Lost and Found

Sermon from March 12, 2017 on Luke 15 “Lost Sheep and Lost Coin” parables.

River of Hope is creating meaning together during the sermon time with a participatory section of asking questions about the scripture and talking with one another about it.  The audio (see below) reflects that. The printed “sermon” below is more my questions and a few notes I made to prompt me.

Hide and Seek: The Lost Sheep, The Lost Coin – Luke 15:1-10 (Lent 2, March 12, 2017)

My niece and nephew were at my house a few weeks ago and we ended up playing hide and seek as we like to do. I hid in my basement which is unfinished and, in the words of my sister, “if spiders made noise, it’d be deafening down here.” Pretty soon I can tell everyone’s been found but me. Sadie opens the door to the basement and hollers down, “Laura, we know you’re down there but we don’t want to come down there!”  I manage to stifle my giggles and wait. them. out.
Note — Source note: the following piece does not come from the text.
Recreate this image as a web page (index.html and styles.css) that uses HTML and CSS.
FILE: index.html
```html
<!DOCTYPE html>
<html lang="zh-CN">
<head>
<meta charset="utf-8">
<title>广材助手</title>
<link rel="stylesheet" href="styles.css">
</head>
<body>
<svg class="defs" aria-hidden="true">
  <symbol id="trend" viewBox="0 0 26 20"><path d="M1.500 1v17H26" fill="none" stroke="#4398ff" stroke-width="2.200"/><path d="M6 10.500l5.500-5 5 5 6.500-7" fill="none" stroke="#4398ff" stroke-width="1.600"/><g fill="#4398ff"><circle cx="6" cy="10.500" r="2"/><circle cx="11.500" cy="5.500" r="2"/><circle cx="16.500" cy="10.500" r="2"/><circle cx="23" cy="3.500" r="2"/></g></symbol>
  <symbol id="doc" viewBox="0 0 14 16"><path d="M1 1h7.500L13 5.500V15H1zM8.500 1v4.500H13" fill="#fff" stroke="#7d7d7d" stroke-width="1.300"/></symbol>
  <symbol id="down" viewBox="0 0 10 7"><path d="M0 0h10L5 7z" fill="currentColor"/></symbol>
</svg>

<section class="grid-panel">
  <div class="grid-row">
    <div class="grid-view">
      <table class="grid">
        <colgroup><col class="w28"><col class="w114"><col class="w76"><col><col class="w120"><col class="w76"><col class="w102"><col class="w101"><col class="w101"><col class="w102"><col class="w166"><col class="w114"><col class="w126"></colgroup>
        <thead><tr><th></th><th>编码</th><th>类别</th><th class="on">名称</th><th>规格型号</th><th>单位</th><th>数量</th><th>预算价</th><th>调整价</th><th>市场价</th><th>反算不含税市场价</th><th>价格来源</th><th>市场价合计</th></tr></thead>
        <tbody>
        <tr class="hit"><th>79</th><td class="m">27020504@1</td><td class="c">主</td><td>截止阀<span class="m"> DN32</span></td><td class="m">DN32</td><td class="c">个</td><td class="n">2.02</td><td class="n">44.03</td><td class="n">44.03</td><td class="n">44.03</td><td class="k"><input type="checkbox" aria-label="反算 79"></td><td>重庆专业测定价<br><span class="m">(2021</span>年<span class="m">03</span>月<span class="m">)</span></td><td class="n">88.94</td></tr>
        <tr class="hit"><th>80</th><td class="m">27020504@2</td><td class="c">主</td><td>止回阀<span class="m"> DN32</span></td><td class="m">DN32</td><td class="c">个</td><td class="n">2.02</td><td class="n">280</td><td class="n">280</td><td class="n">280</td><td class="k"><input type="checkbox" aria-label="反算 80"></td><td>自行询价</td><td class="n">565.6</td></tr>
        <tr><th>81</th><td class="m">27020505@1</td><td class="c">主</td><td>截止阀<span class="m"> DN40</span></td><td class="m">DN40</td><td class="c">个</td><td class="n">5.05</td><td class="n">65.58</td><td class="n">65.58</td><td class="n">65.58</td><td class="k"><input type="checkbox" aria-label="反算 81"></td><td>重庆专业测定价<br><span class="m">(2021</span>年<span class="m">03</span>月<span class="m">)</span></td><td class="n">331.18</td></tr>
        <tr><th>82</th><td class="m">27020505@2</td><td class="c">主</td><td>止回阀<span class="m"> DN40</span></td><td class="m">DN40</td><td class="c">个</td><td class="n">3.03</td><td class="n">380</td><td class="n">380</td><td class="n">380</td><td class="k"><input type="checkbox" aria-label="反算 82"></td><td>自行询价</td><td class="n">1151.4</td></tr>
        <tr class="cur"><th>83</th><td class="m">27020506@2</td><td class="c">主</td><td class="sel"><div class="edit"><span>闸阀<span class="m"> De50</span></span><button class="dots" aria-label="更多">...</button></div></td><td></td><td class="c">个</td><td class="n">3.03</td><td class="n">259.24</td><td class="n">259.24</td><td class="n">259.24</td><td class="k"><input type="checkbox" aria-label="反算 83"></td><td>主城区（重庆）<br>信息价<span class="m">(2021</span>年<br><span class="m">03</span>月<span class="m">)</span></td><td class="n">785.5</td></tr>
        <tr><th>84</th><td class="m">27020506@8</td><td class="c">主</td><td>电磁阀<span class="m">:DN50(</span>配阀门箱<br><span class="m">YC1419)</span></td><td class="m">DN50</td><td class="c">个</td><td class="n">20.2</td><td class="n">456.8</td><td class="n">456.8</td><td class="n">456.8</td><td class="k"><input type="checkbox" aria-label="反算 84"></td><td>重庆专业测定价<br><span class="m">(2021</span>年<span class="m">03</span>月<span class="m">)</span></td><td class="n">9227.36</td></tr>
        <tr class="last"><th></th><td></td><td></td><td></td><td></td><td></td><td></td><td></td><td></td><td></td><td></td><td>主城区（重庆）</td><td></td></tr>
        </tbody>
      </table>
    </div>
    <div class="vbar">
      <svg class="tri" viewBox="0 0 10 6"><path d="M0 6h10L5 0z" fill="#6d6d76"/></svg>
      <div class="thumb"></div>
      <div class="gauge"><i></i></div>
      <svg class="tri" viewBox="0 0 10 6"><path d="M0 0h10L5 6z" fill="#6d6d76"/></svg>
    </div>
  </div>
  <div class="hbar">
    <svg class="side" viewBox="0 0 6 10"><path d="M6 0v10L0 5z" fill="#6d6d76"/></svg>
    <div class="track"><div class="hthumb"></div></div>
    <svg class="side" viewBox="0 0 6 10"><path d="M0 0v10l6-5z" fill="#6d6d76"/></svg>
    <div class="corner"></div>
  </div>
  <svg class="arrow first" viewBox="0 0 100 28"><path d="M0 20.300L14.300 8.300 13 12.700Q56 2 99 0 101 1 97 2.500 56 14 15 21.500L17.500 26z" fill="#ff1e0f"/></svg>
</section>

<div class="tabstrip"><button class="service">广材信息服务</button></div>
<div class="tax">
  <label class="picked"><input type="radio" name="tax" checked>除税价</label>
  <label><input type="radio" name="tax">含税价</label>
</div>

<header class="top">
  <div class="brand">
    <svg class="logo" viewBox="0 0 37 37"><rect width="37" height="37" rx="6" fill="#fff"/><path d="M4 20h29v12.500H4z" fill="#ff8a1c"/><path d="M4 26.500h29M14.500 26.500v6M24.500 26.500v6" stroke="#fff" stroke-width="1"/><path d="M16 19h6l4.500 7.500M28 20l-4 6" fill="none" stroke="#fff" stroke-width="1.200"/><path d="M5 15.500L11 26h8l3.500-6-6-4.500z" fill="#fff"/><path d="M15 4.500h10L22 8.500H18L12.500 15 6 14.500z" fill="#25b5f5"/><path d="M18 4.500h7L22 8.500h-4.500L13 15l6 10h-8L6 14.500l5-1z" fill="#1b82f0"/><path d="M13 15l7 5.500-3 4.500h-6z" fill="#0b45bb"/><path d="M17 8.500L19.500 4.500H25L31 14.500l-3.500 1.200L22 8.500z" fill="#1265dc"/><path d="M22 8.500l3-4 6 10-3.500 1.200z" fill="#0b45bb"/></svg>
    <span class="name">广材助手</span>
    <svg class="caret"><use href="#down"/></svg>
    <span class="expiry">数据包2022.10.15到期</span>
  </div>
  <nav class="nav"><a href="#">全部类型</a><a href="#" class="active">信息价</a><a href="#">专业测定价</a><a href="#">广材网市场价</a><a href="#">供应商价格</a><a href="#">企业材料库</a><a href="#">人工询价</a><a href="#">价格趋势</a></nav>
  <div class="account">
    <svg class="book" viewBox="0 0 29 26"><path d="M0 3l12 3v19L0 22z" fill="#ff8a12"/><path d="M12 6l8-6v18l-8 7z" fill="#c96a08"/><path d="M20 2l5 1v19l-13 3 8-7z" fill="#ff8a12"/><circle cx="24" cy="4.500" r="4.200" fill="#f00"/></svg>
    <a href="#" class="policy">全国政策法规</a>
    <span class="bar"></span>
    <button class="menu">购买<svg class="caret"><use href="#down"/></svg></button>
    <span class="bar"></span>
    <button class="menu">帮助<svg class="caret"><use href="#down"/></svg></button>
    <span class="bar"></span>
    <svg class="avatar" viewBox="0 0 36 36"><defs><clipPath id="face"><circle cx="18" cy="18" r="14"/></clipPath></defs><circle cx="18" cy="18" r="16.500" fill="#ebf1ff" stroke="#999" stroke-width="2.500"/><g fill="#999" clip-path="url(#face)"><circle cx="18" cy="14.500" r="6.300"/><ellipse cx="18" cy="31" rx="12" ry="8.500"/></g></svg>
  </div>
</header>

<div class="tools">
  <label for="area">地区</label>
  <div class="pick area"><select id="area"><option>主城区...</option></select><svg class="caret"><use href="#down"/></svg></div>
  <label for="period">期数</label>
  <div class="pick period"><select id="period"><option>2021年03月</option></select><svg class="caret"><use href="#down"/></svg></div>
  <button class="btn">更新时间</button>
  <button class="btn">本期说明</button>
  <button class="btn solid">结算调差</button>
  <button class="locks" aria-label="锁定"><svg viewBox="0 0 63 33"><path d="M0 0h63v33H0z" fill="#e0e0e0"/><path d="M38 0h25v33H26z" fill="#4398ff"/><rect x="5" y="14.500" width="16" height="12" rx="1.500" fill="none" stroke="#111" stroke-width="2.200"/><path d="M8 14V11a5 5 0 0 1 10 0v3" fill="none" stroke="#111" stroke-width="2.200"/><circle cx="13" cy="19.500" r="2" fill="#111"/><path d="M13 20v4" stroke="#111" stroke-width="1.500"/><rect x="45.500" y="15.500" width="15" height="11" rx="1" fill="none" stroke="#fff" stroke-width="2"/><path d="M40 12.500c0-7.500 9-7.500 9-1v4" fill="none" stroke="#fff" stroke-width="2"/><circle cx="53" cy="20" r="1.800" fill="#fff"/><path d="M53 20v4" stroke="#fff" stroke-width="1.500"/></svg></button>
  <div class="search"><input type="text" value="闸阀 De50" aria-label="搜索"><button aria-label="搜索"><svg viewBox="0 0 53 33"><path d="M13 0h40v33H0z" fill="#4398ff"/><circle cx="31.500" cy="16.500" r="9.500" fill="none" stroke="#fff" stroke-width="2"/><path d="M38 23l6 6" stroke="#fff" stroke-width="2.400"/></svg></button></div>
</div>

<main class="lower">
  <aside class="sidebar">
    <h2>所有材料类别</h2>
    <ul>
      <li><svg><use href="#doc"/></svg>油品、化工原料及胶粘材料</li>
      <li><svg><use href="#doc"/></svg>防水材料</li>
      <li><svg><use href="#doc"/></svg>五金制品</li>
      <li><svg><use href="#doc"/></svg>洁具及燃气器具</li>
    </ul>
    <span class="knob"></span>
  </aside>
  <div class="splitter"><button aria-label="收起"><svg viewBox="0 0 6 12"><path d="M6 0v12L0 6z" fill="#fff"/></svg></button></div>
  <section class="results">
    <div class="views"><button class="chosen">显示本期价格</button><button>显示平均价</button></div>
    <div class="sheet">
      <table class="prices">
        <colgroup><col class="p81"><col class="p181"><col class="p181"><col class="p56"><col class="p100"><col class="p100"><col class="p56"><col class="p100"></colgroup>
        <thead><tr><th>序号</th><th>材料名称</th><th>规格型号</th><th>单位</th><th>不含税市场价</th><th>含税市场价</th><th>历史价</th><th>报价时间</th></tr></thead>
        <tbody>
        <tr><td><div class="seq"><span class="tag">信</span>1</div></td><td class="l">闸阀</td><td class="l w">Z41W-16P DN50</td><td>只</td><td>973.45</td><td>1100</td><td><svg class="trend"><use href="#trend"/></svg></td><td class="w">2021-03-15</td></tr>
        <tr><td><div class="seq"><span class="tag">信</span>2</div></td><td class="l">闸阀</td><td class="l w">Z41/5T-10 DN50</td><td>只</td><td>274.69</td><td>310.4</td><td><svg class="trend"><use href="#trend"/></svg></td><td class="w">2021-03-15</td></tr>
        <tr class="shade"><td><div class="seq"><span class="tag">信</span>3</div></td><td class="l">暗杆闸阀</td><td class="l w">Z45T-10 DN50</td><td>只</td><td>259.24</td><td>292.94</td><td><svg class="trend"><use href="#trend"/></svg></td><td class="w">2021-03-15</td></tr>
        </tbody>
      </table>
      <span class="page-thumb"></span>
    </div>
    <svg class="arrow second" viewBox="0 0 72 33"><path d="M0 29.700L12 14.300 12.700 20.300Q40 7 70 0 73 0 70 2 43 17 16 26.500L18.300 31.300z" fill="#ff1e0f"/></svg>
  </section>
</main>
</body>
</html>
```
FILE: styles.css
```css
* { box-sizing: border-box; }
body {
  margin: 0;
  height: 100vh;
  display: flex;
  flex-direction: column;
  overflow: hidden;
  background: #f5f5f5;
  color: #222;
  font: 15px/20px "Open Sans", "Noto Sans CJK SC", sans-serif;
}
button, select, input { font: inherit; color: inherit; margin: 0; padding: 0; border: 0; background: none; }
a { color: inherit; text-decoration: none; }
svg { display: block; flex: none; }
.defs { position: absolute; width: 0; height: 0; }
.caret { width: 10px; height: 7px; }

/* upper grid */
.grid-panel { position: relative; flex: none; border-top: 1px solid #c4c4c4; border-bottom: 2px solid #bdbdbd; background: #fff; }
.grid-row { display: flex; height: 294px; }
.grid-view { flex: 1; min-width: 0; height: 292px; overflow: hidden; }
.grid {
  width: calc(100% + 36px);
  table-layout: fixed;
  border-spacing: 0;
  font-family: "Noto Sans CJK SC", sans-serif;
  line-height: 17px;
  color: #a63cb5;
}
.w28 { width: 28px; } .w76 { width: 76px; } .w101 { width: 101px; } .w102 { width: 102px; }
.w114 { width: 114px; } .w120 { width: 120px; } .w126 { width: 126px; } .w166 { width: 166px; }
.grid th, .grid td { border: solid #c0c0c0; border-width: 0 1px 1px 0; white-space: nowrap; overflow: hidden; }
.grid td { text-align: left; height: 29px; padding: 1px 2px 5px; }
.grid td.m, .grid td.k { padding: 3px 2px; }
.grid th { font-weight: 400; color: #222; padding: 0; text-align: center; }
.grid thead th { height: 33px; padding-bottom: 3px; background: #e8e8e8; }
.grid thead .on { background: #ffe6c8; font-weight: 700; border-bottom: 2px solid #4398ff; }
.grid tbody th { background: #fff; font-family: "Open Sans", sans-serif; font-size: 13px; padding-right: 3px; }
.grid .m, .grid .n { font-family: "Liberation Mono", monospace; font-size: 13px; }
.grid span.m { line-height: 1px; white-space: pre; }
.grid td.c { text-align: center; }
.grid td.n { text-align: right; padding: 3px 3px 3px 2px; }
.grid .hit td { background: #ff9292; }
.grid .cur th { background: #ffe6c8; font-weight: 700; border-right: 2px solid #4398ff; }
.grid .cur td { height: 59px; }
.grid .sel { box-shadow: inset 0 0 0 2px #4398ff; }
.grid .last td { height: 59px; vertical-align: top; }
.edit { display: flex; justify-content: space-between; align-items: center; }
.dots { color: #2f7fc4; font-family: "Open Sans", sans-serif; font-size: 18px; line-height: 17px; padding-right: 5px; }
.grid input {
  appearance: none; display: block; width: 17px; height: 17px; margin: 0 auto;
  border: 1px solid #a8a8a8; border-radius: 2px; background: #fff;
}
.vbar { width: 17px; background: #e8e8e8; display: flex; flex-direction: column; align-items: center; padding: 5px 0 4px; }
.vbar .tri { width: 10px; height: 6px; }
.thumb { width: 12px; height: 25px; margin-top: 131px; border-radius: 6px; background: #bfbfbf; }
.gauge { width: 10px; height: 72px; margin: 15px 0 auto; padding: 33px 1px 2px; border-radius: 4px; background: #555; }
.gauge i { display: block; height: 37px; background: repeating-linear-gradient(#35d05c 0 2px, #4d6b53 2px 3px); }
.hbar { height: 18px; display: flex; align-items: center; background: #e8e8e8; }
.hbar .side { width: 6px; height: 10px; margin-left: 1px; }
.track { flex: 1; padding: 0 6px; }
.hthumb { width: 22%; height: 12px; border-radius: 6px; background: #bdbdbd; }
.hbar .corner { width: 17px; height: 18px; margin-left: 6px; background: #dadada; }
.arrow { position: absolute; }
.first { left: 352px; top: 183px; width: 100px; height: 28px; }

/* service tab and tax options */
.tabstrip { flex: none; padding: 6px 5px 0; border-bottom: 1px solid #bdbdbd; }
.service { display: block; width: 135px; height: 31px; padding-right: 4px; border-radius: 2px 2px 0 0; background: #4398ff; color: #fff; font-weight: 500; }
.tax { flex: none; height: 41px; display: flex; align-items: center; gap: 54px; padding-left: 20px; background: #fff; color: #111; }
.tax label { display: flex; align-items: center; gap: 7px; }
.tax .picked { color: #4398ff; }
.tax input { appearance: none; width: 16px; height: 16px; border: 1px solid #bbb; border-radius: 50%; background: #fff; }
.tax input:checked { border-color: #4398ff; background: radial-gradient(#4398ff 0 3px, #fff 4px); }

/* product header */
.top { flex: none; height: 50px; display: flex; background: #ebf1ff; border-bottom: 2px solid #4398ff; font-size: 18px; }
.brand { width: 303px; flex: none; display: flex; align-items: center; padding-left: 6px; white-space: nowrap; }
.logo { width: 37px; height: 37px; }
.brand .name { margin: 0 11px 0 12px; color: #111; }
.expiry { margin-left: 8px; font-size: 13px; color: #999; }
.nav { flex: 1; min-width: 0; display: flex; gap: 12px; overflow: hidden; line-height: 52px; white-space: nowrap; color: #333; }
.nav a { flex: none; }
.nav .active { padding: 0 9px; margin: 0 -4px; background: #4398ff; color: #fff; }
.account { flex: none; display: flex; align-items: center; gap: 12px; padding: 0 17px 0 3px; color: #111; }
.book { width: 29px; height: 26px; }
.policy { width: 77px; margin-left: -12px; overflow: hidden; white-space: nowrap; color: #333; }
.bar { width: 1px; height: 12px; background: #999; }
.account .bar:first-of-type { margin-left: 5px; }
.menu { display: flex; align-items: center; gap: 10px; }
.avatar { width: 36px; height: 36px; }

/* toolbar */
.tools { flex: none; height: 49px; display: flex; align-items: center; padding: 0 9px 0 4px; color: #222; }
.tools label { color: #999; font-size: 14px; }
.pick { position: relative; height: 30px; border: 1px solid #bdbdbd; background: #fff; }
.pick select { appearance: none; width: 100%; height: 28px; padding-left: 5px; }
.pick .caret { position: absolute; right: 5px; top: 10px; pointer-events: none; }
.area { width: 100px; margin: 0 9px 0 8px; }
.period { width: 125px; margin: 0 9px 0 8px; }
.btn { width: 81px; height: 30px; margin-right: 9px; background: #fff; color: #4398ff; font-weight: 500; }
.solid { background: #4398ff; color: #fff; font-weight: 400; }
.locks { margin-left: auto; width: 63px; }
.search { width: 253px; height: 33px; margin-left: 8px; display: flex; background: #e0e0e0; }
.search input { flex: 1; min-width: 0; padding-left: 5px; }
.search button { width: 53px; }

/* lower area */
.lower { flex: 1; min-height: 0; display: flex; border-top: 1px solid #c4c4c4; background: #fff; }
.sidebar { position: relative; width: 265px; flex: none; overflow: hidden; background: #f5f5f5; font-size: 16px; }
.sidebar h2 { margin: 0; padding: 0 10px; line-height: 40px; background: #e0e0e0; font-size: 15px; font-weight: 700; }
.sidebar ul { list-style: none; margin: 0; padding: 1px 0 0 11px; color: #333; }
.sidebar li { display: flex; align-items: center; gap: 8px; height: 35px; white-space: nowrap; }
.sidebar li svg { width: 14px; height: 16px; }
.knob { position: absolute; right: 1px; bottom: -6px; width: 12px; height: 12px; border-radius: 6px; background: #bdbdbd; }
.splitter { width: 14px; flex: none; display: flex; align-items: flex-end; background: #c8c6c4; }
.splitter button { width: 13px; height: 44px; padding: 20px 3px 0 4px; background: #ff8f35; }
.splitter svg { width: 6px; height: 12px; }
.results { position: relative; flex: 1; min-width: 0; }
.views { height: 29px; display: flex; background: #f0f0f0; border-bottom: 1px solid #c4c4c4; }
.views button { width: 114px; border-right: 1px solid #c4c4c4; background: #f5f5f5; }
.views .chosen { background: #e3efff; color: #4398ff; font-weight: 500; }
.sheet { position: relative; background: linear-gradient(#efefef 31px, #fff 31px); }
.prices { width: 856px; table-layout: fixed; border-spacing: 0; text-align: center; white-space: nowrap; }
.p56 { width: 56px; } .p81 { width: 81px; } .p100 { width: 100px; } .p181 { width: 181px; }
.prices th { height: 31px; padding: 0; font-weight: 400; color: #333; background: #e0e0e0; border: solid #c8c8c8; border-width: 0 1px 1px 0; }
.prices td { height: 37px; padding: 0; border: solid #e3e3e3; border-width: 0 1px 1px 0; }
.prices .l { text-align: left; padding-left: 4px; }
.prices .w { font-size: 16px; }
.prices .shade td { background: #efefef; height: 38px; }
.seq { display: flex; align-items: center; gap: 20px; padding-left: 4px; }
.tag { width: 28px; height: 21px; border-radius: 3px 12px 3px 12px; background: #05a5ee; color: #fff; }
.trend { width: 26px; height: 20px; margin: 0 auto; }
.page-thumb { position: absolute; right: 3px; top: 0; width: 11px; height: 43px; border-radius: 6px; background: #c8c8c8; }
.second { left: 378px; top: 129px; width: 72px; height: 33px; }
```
Sadie and Mason talk each other into coming downstairs armed with a flashlight, walking on tip toes, daring each other around each new corner. “No, YOU open that door.” I give a little whistle to get them coming in the right direction and then there is great laughter and sighing when I poke my head out from behind a wall.

 

Hide and seek isn’t really complete unless you get found. Another name would be hiding and finding… or in our stories today being lost and being found.

 

 

Who are you in these stories of being lost and being found? Are you the lost? Are you the found? Are you the seeker? Talk to each other for a few minutes. What are your questions about these two stories?

 

Here are my questions and a few thoughts:   

What does it say about God to leave 99 sheep unattended and go after one?

Can we believe others deserve God’s attention and love just as we do?

What brings about transformation in each story? God’s persistence and rejoicing!

What does it say about those of us who fall into the 99%? The “never lost?”

What is God’s attitude toward the lost?

The previous chapter is all about eating, being invited to a great banquet and who gets invited and who declines. It’s about hospitality for the least, for the stranger, for the vulnerable, for the other.

 

 

On one hand God looks rash and foolish to risk the 99 sheep, left alone in the wilderness to scatter. Yet the point of Jesus in telling this story is in the finding of the one and the great rejoicing of the one.

 

Which is why God will come running after you in the same way. God did not bully the sheep or shame it to come back to the fold. God did not set up a bank account for the coins. Instead, God rejoices and calls us into rejoicing! Which leads me to wonder might God also be calling us to go after the one’s we’d normally let fend for themselves? Might God call us to do all we can to find the lost and then throw a big party in their honor!?

 

You each got a Lego piece when you came into worship today. Hang onto it during the prayers so you are reminded to pray for the lost. Who knows, maybe that’s even you. Then, when you come up for communion, when you come up to the meal in celebration of all the lost sheep being found, bring the Lego forward and connect it with all the others as a way of reminding ourselves that God will work to find all the lost sheep and to bring them home to the fold.